The four spacecraft will fly in a distributed formation spread around the globe, operating in sync to produce polarized images of the entire inner solar system every few minutes. Each of the four PUNCH spacecraft carries a specialized camera to capture faint glimmers of sunlight reflected by free electrons in interplanetary space.

and also

In addition, the PUNCH satellites will track in 3D the Sun's coronal mass ejections, also known as "CMEs" or "space storms," as they erupt from the corona out into interplanetary space. CMEs cause some "space weather" events that affect Earth, which can threaten astronauts, damage satellites, black out power grids, and disrupt communication and GPS signals.

"Photographing the sky in polarized light is the secret sauce of the mission," DeForest said. "When sunlight bounces off electrons, it becomes polarized. That polarization effect lets us measure how solar wind features move and evolve in three dimensions, instead of just a 2D image plane.

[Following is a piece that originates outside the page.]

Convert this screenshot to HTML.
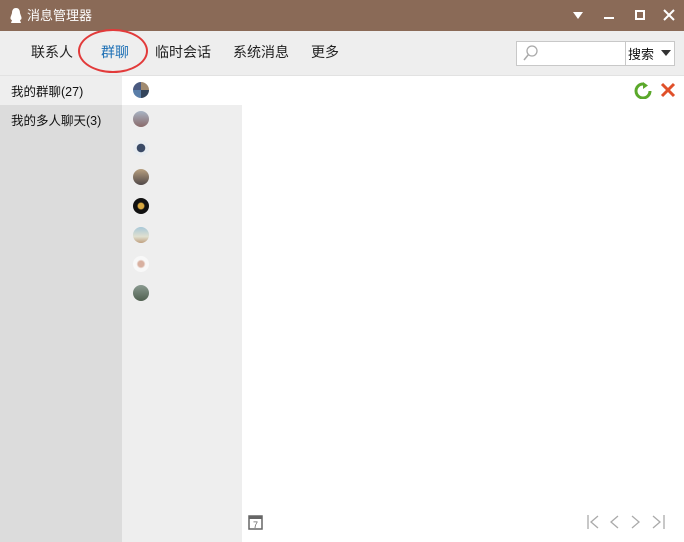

PUNCH is the first mission with the sensitivity and polarization capability to routinely track solar wind features in 3D."

Question: Considering that the satellites will all be in LEO, how will they reconstruct a 3D distribution of electrons within a CME near the Sun just by recording faint polarized light? The spacecraft separation of 13,000 kilometers isn't much compared to the 150,000,000 kilometer distance to the Sun. I don't see how a blob can be reconstructed in 3D from such a distance.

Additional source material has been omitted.